Solana has emerged as one of March 2026’s most dynamic cryptocurrencies. Following weeks of consolidation between $77 and $92, the asset surged to a one-month peak of $97 on March 13 before experiencing a modest retracement. Currently trading around $89–$90, SOL is testing a critical support level that has proven resilient since late February.
Solana (SOL) Price
The SuperTrend momentum indicator has transitioned from bearish to bullish on the daily timeframe—the first such reversal since January. Technical analyst Ali Martinez identified a significant accumulation zone between $85.55 and $82.60, where approximately 76 million SOL tokens were acquired over a 38-day period. Martinez noted that “the resistance overhead is less substantial than the support structure below,” suggesting Solana has an “unobstructed trajectory toward $100, with $115 as a secondary target.”
On the daily chart, SOL is navigating between its 20-day exponential moving average at $88.78 and the Bollinger Band centerline at $95.11. A confirmed break below $88.78 would represent the initial technical warning that March’s upward momentum may be losing steam.
The most significant development for Solana this week transcended price action. On March 17, the Securities and Exchange Commission and Commodity Futures Trading Commission released joint regulatory guidance designating 16 cryptocurrencies as digital commodities. Solana secured a spot on this list alongside industry leaders Bitcoin and Ethereum.

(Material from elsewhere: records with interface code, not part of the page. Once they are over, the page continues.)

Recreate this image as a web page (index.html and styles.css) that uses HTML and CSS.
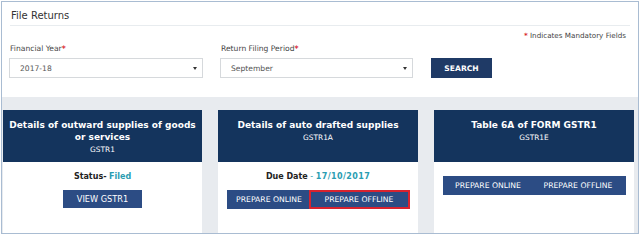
FILE: index.html
```html
<!DOCTYPE html>
<html>
<head>
<meta charset="utf-8">
<link rel="stylesheet" href="styles.css">
</head>
<body>
<div class="frame">
  <div class="top">
    <div class="title">File Returns</div>
    <div class="mandatory"><span class="req">*</span> Indicates Mandatory Fields</div>
    <div class="fields">
      <div class="field f1">
        <div class="label">Financial Year<span class="req">*</span></div>
        <div class="select"><span>2017-18</span><i class="caret"></i></div>
      </div>
      <div class="field f2">
        <div class="label">Return Filing Period<span class="req">*</span></div>
        <div class="select"><span>September</span><i class="caret"></i></div>
      </div>
      <div class="field f3">
        <div class="btn search">SEARCH</div>
      </div>
    </div>
  </div>
  <div class="cards">
    <div class="card c1">
      <div class="head">
        <div class="htitle">Details of outward supplies of goods or services</div>
        <div class="hsub">GSTR1</div>
      </div>
      <div class="body">
        <div class="status"><b>Status-</b> <span class="teal">Filed</span></div>
        <div class="btnrow"><div class="btn view">VIEW GSTR1</div></div>
      </div>
    </div>
    <div class="card c2">
      <div class="head">
        <div class="htitle">Details of auto drafted supplies</div>
        <div class="hsub">GSTR1A</div>
      </div>
      <div class="body">
        <div class="status"><b>Due Date</b> <span class="dash">-</span> <span class="teal date">17/10/2017</span></div>
        <div class="btnrow"><div class="btn online">PREPARE ONLINE</div><div class="btn offline hl">PREPARE OFFLINE</div></div>
      </div>
    </div>
    <div class="card c3">
      <div class="head">
        <div class="htitle">Table 6A of FORM GSTR1</div>
        <div class="hsub">GSTR1E</div>
      </div>
      <div class="body b3">
        <div class="btnrow"><div class="btn online">PREPARE ONLINE</div><div class="btn offline">PREPARE OFFLINE</div></div>
      </div>
    </div>
  </div>
</div>
</body>
</html>
```
FILE: styles.css
```css
* { box-sizing: border-box; }
html, body { margin: 0; padding: 0; background: #fff; }
body {
  padding: 1px 0 0 1px;
  font-family: "DejaVu Sans", Verdana, sans-serif;
  color: #333;
}
.frame {
  width: 638px;
  height: 233px;
  border: 1px solid #a9bcd2;
  display: flex;
  flex-direction: column;
  background: #fff;
}
.top {
  padding: 0 8px 0 8px;
  height: 95px;
}
.title {
  font-size: 10px;
  line-height: 13px;
  padding: 7px 0 3px 1px;
  color: #333;
  border-bottom: 1px solid #e8ecef;
}
.mandatory {
  margin-top: 5px;
  font-size: 7.2px;
  line-height: 10px;
  text-align: right;
  padding-right: 4px;
  color: #444;
}
.req { color: #d7141e; font-weight: bold; }
.fields {
  display: flex;
  align-items: flex-end;
  margin-top: 3px;
}
.field { display: flex; flex-direction: column; }
.f1 { width: 194px; margin-left: -1px; }
.f2 { width: 193px; margin-left: 17px; }
.f3 { margin-left: 18px; }
.label {
  font-size: 7.6px;
  line-height: 10px;
  color: #444;
  padding-left: 1px;
  margin-bottom: 4px;
}
.select {
  height: 20px;
  border: 1px solid #d6d9dc;
  display: flex;
  align-items: center;
  justify-content: space-between;
  padding: 0 5px 0 10px;
  font-size: 7.6px;
  color: #555;
}
.caret {
  width: 0; height: 0;
  border-left: 2px solid transparent;
  border-right: 2px solid transparent;
  border-top: 3px solid #333;
}
.btn {
  background: #2c4c84;
  color: #fff;
  font-size: 7.7px;
  display: flex;
  align-items: center;
  justify-content: center;
  white-space: nowrap;
}
.search {
  background: #1f3a66;
  width: 61px;
  height: 20px;
  font-weight: bold;
  font-size: 7.6px;
}
.cards {
  flex: 1;
  background: #e8ebef;
  display: grid;
  grid-template-columns: 199px 200px 200px;
  column-gap: 16px;
  padding: 13px 0 0 1px;
}
.card {
  background: #fff;
  display: flex;
  flex-direction: column;
}
.head {
  background: #14345d;
  height: 52px;
  color: #fff;
  text-align: center;
  padding: 9px 4px 0 4px;
}
.htitle {
  font-size: 9px;
  font-weight: bold;
  line-height: 12px;
}
.hsub {
  font-size: 7.4px;
  line-height: 10px;
  margin-top: 2px;
}
.body {
  padding-top: 9px;
  display: flex;
  flex-direction: column;
  align-items: center;
}
.b3 { padding-top: 14px; }
.status {
  font-size: 8px;
  line-height: 11px;
  color: #222;
}
.teal { color: #2a9db2; font-weight: bold; }
.dash { color: #2a9db2; }
.date { letter-spacing: 0.4px; }
.btnrow {
  display: flex;
  margin-top: 8px;
}
.b3 .btnrow { margin-top: 0; }
.view {
  width: 79px;
  height: 18px;
  font-size: 8.2px;
}
.c2 .btnrow .btn, .c3 .btnrow .btn { height: 19px; }
.online { padding: 0 6px 0 9px; }
.offline { padding: 0 11px; }
.c2 .online { width: 82px; }
.c2 .offline { width: 101px; }
.c3 .online { width: 88px; }
.c3 .offline { width: 95px; }
.hl { border: 2px solid #d8232f; }
```
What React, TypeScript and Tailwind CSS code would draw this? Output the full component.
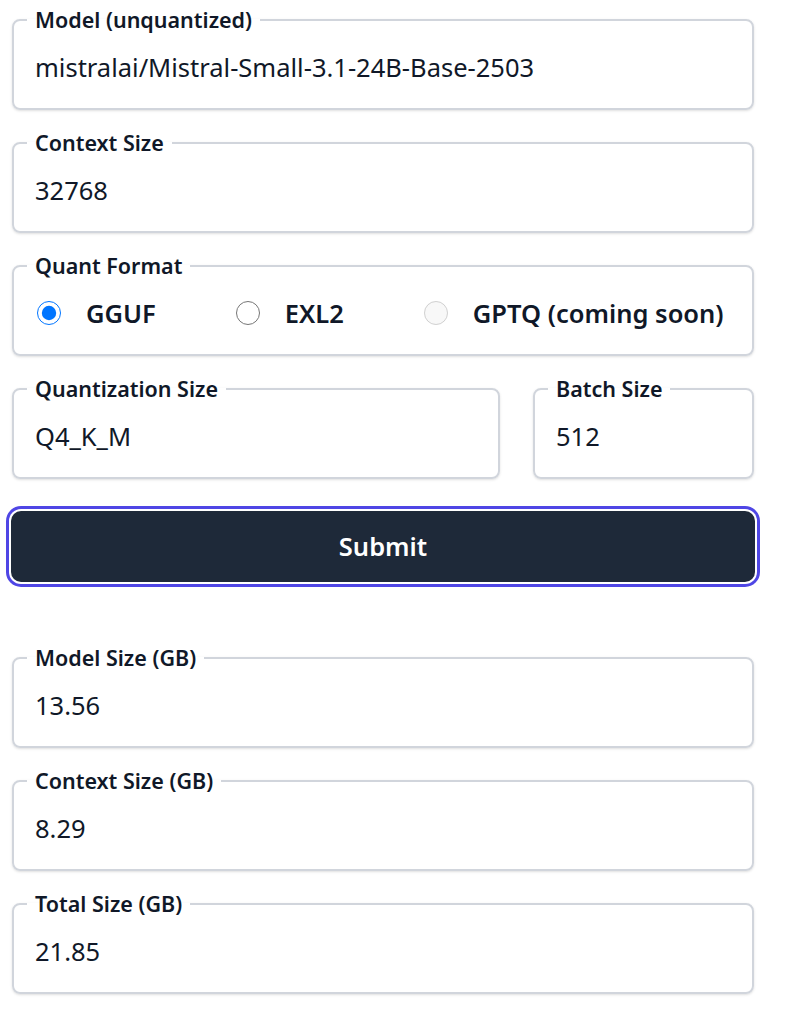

The comprehensive 68-page framework establishes five distinct classifications for crypto assets under federal securities regulations. Digital commodities are now formally defined as assets whose value stems from operational blockchain utility and market supply-demand mechanics, rather than dependence on centralized management initiatives.
This regulatory clarification also legitimizes staking operations, wrapped token variants, and exchange-traded fund proposals for assets designated as digital commodities. Financial institutions can now provide staking infrastructure and custodial services for SOL without navigating securities registration requirements.
SOL spot exchange-traded funds had maintained a five-week consecutive inflow streak entering this week. On March 17, institutional demand peaked at $17.81 million in daily net inflows—the strongest performance since early March.
Source: Farside
On March 18, that momentum paused. VanEck’s VSOL fund registered $295,730 in withdrawals, representing the only fund activity that day. Despite this reversal, aggregate net inflows across all Solana ETFs remain at $989 million, approaching the symbolic $1 billion threshold.
Open interest contracted 6.77% to $5.28 billion on March 18, even as options trading volume exploded 95.70% to $16 million. The dramatic increase in options activity indicates traders are implementing protective strategies rather than establishing new directional bets.
Leverage-driven long positions absorbed $13.92 million in liquidations during a 24-hour window, significantly outpacing the $2.27 million in short liquidations. SOL is presently valued at $89.93, maintaining its position above the critical $88 support threshold.